Quei giovani in lotta contro la vita da reality

di Stefano Zecchi
Come mai un film come The Hunger Games, la storia di un reality in cui gli adolescenti si ammazzano tra loro in favore di camera, è destinato a diventare, oltre a un successo al botteghino, un fenomeno di costume? Per trovare una risposta, non dobbiamo sottovalutare il modello di comunicazione che si è imposto negli ultimi dieci anni. Il Grande fratello e trasmissioni affini hanno coinvolto un ampio pubblico, attratto dall’osservazione di comportamenti percepiti come reali e non come finzioni. La realtà ha finito per entrare sempre più disinvoltamente nelle nostre case attraverso la tv, considerata la scena della realtà e non più un mezzo che ci racconta qualcosa. Un tempo questo meccanismo incuriosiva lo spettatore che si sentiva all’interno di una situazione percettiva nuova. Ma l’abitudine annoia. Dopo un po’ si è dovuta alzare l’asticella di ciò che accade dietro il buco della serratura per continuare a intrigare gli spettatori. Alzando l’asticella, si è abbassato il controllo di tipo morale e pedagogico. Ciò che attrae è il male non le virtù, sono le trasgressioni non il rispetto del codice morale. E questa diventa la strada da percorrere per non lasciar cadere l’attenzione del pubblico. Le giustificazioni per accettare il nuovo livello di trasgressione necessarie per provocare curiosità, morbosità, fantasie degli spettatori, è semplice: non si assiste a uno spettacolo inventato e costruito da autori, ma a un accadimento della realtà. Ciò che si vede, bello o brutto, è la realtà. Inutile censurarlo. Ma non è forse questa l’idea su cui si basano anche molte trasmissioni pomeridiane in cui la cronaca più tragica diventa reality?

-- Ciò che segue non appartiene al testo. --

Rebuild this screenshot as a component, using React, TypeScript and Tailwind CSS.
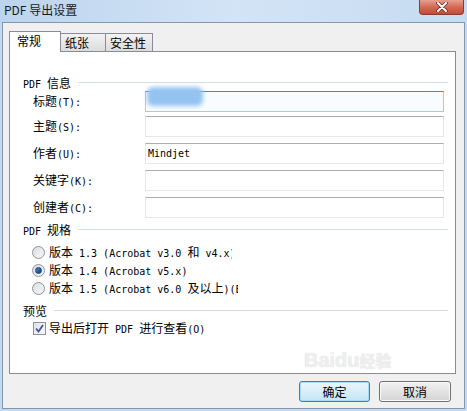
function L({ children }: { children: React.ReactNode }) {
  return (
    <span className="font-['DejaVu_Sans_Mono',monospace] text-[10px] whitespace-pre">
      {children}
    </span>
  );
}

function GroupHeader({ children }: { children: React.ReactNode }) {
  return (
    <div className="h-[14px] pl-[13px] pr-[7px] flex items-center">
      <span className="whitespace-pre leading-none">{children}</span>
      <div className="flex-1 ml-[7px] border-t border-t-[#d5dde3] border-b border-b-white" />
    </div>
  );
}

function Field({
  label,
  value,
  focused,
  className,
}: {
  label: React.ReactNode;
  value?: string;
  focused?: boolean;
  className?: string;
}) {
  return (
    <div className={`h-[21px] pl-[23px] flex items-center relative ${className ?? ""}`}>
      <div className="w-[112px] whitespace-pre leading-none">{label}</div>
      <div
        className={`w-[299px] h-[21px] pl-[2px] flex items-center ${
          focused
            ? "border border-[#a9c8e2] border-t-[#4f86b4] bg-[#f9fcfe]"
            : "border border-[#e3e6ea] border-t-[#abadb3] bg-white"
        }`}
      >
        {value && <L>{value}</L>}
      </div>
      {focused && (
        <div className="absolute left-[137px] top-[-4px] w-[56px] h-[19px] rounded-[6px] bg-[#94c3f1] blur-[2px]" />
      )}
    </div>
  );
}

function Radio({ checked }: { checked?: boolean }) {
  return (
    <div className="w-[13px] h-[13px] rounded-full border border-[#8f9399] bg-gradient-to-br from-[#d9dde2] to-[#f7f8f9] flex items-center justify-center shrink-0">
      {checked && (
        <div className="w-[7px] h-[7px] rounded-full bg-gradient-to-br from-[#4a8bd0] to-[#0e3c7a] border border-[#173f72]" />
      )}
    </div>
  );
}

export default function App() {
  return (
    <div className="w-[467px] h-[411px] flex flex-col overflow-hidden bg-[#c3d9f0] font-['Noto_Sans_CJK_SC',sans-serif] text-[12px] text-black relative">
      {/* title bar */}
      <div className="h-[22px] flex items-start bg-gradient-to-r from-[#bcd4ee] via-[#d3e4f6] to-[#c6dbf1]">
        <span className="pl-[4px] pt-[2px] text-[12px] text-[#1a1a1a] leading-[16px] whitespace-pre">
          PDF 导出设置
        </span>
        <div className="ml-auto mr-[3px] w-[45px] h-[15px] rounded-b-[4px] border border-t-0 border-[#8b3b2f] bg-gradient-to-b from-[#e7a090] via-[#d26a55] to-[#c24a36] flex items-center justify-center">
          <svg width="12" height="10" viewBox="0 0 12 10">
            <path d="M2 1 L10 9 M10 1 L2 9" stroke="#7a2a20" strokeWidth="3.6" strokeLinecap="round" />
            <path d="M2 1 L10 9 M10 1 L2 9" stroke="#ffffff" strokeWidth="2" strokeLinecap="round" />
          </svg>
        </div>
      </div>

      {/* client */}
      <div className="mx-[2px] mb-[2px] flex-1 bg-[#f0f0f0] border border-[#8797ab] flex flex-col">
        <div className="pl-[6px] pr-[8px] pt-[8px]">
          {/* tabs */}
          <div className="flex items-end h-[20px]">
            <div className="w-[52px] h-[21px] -mb-px relative z-10 bg-white border border-b-0 border-[#898c95] pl-[7px] pt-[1px] leading-[16px]">
              常规
            </div>
            <div className="w-[45px] h-[18px] border border-b-0 border-l-0 border-[#898c95] bg-gradient-to-b from-[#f3f3f3] to-[#dcdcdc] pl-[4px] leading-[17px]">
              纸张
            </div>
            <div className="w-[47px] h-[18px] border border-b-0 border-l-0 border-[#898c95] bg-gradient-to-b from-[#f3f3f3] to-[#dcdcdc] pl-[4px] leading-[17px]">
              安全性
            </div>
          </div>

          {/* panel */}
          <div className="h-[323px] bg-white border border-[#898c95] flex flex-col pt-[24px]">
            <GroupHeader>
              <L>PDF </L>信息
            </GroupHeader>
            <Field
              className="mt-[1px]"
              focused
              label={
                <>
                  标题<L>(T):</L>
                </>
              }
            />
            <Field
              className="mt-[4px]"
              label={
                <>
                  主题<L>(S):</L>
                </>
              }
            />
            <Field
              className="mt-[6px]"
              value="Mindjet"
              label={
                <>
                  作者<L>(U):</L>
                </>
              }
            />
            <Field
              className="mt-[6px]"
              label={
                <>
                  关键字<L>(K):</L>
                </>
              }
            />
            <Field
              className="mt-[6px]"
              label={
                <>
                  创建者<L>(C):</L>
                </>
              }
            />

            <div className="mt-[5px]">
              <GroupHeader>
                <L>PDF </L>规格
              </GroupHeader>
            </div>
            <div className="mt-[6px] flex flex-col">
              <div className="h-[18px] pl-[22px] flex items-center gap-[4px]">
                <Radio />
                <div className="w-[183px] overflow-hidden whitespace-pre leading-none">
                  版本<L> 1.3 (Acrobat v3.0 </L>和<L> v4.x)</L>
                </div>
              </div>
              <div className="h-[18px] pl-[22px] flex items-center gap-[4px]">
                <Radio checked />
                <div className="whitespace-pre leading-none">
                  版本<L> 1.4 (Acrobat v5.x)</L>
                </div>
              </div>
              <div className="h-[18px] pl-[22px] flex items-center gap-[4px]">
                <Radio />
                <div className="w-[189px] overflow-hidden whitespace-pre leading-none">
                  版本<L> 1.5 (Acrobat v6.0 </L>及以上<L>)(E)</L>
                </div>
              </div>
            </div>

            <div className="mt-[7px]">
              <GroupHeader>预览</GroupHeader>
            </div>
            <div className="mt-[1px] h-[18px] pl-[23px] flex items-center gap-[3px]">
              <div className="w-[13px] h-[13px] border border-[#8f9399] bg-gradient-to-br from-[#dfe2e6] to-[#fafafa] flex items-center justify-center">
                <svg width="9" height="9" viewBox="0 0 9 9">
                  <path d="M1 4.5 L3.5 7.5 L8 1" fill="none" stroke="#3c5a9a" strokeWidth="1.8" />
                </svg>
              </div>
              <div className="whitespace-pre leading-none">
                导出后打开<L> PDF </L>进行查看<L>(O)</L>
              </div>
            </div>
          </div>
        </div>

        {/* buttons */}
        <div className="mt-[7px] pr-[13px] flex justify-end gap-[9px]">
          <button className="w-[71px] h-[21px] rounded-[3px] border border-[#3c7fb1] bg-gradient-to-b from-[#eaf6fd] to-[#c4e5f6] shadow-[inset_0_0_0_1px_#a6dcf7] leading-none">
            确定
          </button>
          <button className="w-[72px] h-[21px] rounded-[3px] border border-[#707070] bg-gradient-to-b from-[#f2f2f2] to-[#d4d4d4] shadow-[inset_0_0_0_1px_#fbfbfb] leading-none">
            取消
          </button>
        </div>
      </div>

      {/* watermark */}
      <div className="absolute left-[304px] top-[350px] leading-none text-[20px] font-bold text-white/70 pointer-events-none font-['Liberation_Sans',sans-serif] [text-shadow:0_0_1px_#c8c8c8] whitespace-pre">
        Baidu<span className="text-[16px] font-['Noto_Sans_CJK_SC',sans-serif]">经验</span>
      </div>
    </div>
  );
}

Forse i giovani, i maggiori consumatori di The Hunger Games, sono affascinati dal film perché nella storia vedono la possibilità di spezzare questo meccanismo perverso che esalta i media che vivono di violenza e reality, riducendo la vita a uno show. Due ragazzi decidono di non sottostare alle regole ciniche del gioco. E tutto cambia. Al di là del caso specifico, la sintesi di tutto ciò è la latitanza del giudizio morale che dovrebbe orientare la società. Con l’alibi della realtà e con la comoda rinuncia a esprimere una valutazione dei fatti, si rimane indifesi di fronte allo sviluppo delle peggiori abiezioni. Non viene in mente che si potrebbe correggere una realtà indecente e non mostrarla come un destino immodificabile.

In The Hunger Games si utilizza l’antico espediente del deus ex machina che risolve le situazioni più complesse e inaccettabili. C’è dunque ancora un barlume di moralità nel valutare gli eventi, ma c’è anche da chiedersi fino a quando ci sarà.